Given problem
Write out the data below exactly as given, without any of its pictures.
[Start of Dataset excerpt]
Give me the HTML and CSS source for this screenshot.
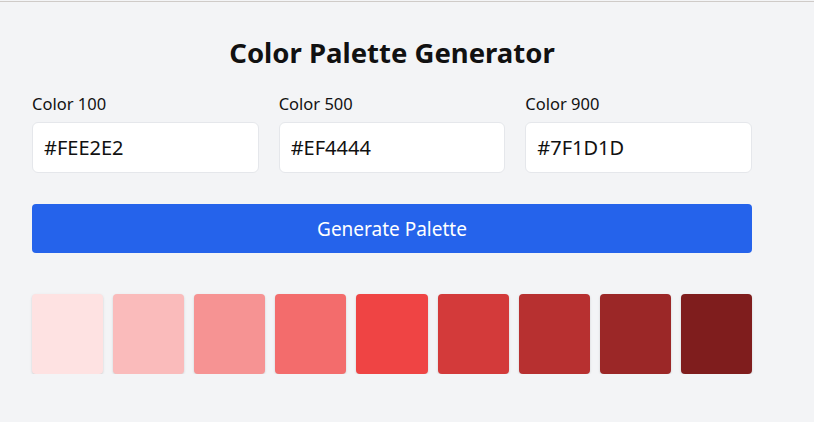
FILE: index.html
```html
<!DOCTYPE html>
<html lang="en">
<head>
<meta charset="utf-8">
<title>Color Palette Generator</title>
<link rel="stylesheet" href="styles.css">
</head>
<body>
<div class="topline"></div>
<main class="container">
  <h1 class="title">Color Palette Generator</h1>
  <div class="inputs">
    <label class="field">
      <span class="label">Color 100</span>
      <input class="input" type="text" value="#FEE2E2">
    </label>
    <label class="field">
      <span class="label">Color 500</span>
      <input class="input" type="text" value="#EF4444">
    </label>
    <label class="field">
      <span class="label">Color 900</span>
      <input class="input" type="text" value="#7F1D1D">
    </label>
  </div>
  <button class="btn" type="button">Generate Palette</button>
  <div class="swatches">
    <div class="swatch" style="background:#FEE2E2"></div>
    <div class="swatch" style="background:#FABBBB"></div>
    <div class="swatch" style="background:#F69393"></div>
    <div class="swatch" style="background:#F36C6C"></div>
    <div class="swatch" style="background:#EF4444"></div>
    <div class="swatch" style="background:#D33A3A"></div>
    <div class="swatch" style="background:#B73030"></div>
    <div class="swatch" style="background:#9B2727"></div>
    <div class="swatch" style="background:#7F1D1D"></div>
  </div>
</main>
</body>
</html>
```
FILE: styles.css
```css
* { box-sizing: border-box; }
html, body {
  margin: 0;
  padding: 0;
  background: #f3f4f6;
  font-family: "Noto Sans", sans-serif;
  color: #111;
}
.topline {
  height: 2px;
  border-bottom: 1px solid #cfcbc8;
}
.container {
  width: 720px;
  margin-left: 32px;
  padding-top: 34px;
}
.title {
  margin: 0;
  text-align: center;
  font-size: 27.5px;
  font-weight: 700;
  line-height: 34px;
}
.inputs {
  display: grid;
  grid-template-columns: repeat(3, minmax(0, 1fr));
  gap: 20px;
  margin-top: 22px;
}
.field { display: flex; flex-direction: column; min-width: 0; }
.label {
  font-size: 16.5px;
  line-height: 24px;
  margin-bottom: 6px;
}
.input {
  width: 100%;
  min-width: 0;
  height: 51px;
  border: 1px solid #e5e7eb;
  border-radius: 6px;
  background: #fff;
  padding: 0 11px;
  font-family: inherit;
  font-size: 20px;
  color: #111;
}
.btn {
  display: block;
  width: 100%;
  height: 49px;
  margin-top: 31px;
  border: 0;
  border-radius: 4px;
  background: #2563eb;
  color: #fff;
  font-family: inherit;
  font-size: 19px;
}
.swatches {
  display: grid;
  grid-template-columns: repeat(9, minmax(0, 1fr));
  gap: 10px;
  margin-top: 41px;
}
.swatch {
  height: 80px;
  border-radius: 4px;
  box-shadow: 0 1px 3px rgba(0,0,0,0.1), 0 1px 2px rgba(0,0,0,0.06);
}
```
[End of Dataset excerpt]
Result
Give me the HTML and CSS source for this screenshot.
FILE: index.html
```html
<!DOCTYPE html>
<html lang="en">
<head>
<meta charset="utf-8">
<title>Color Palette Generator</title>
<link rel="stylesheet" href="styles.css">
</head>
<body>
<div class="topline"></div>
<main class="container">
  <h1 class="title">Color Palette Generator</h1>
  <div class="inputs">
    <label class="field">
      <span class="label">Color 100</span>
      <input class="input" type="text" value="#FEE2E2">
    </label>
    <label class="field">
      <span class="label">Color 500</span>
      <input class="input" type="text" value="#EF4444">
    </label>
    <label class="field">
      <span class="label">Color 900</span>
      <input class="input" type="text" value="#7F1D1D">
    </label>
  </div>
  <button class="btn" type="button">Generate Palette</button>
  <div class="swatches">
    <div class="swatch" style="background:#FEE2E2"></div>
    <div class="swatch" style="background:#FABBBB"></div>
    <div class="swatch" style="background:#F69393"></div>
    <div class="swatch" style="background:#F36C6C"></div>
    <div class="swatch" style="background:#EF4444"></div>
    <div class="swatch" style="background:#D33A3A"></div>
    <div class="swatch" style="background:#B73030"></div>
    <div class="swatch" style="background:#9B2727"></div>
    <div class="swatch" style="background:#7F1D1D"></div>
  </div>
</main>
</body>
</html>
```
FILE: styles.css
```css
* { box-sizing: border-box; }
html, body {
  margin: 0;
  padding: 0;
  background: #f3f4f6;
  font-family: "Noto Sans", sans-serif;
  color: #111;
}
.topline {
  height: 2px;
  border-bottom: 1px solid #cfcbc8;
}
.container {
  width: 720px;
  margin-left: 32px;
  padding-top: 34px;
}
.title {
  margin: 0;
  text-align: center;
  font-size: 27.5px;
  font-weight: 700;
  line-height: 34px;
}
.inputs {
  display: grid;
  grid-template-columns: repeat(3, minmax(0, 1fr));
  gap: 20px;
  margin-top: 22px;
}
.field { display: flex; flex-direction: column; min-width: 0; }
.label {
  font-size: 16.5px;
  line-height: 24px;
  margin-bottom: 6px;
}
.input {
  width: 100%;
  min-width: 0;
  height: 51px;
  border: 1px solid #e5e7eb;
  border-radius: 6px;
  background: #fff;
  padding: 0 11px;
  font-family: inherit;
  font-size: 20px;
  color: #111;
}
.btn {
  display: block;
  width: 100%;
  height: 49px;
  margin-top: 31px;
  border: 0;
  border-radius: 4px;
  background: #2563eb;
  color: #fff;
  font-family: inherit;
  font-size: 19px;
}
.swatches {
  display: grid;
  grid-template-columns: repeat(9, minmax(0, 1fr));
  gap: 10px;
  margin-top: 41px;
}
.swatch {
  height: 80px;
  border-radius: 4px;
  box-shadow: 0 1px 3px rgba(0,0,0,0.1), 0 1px 2px rgba(0,0,0,0.06);
}
```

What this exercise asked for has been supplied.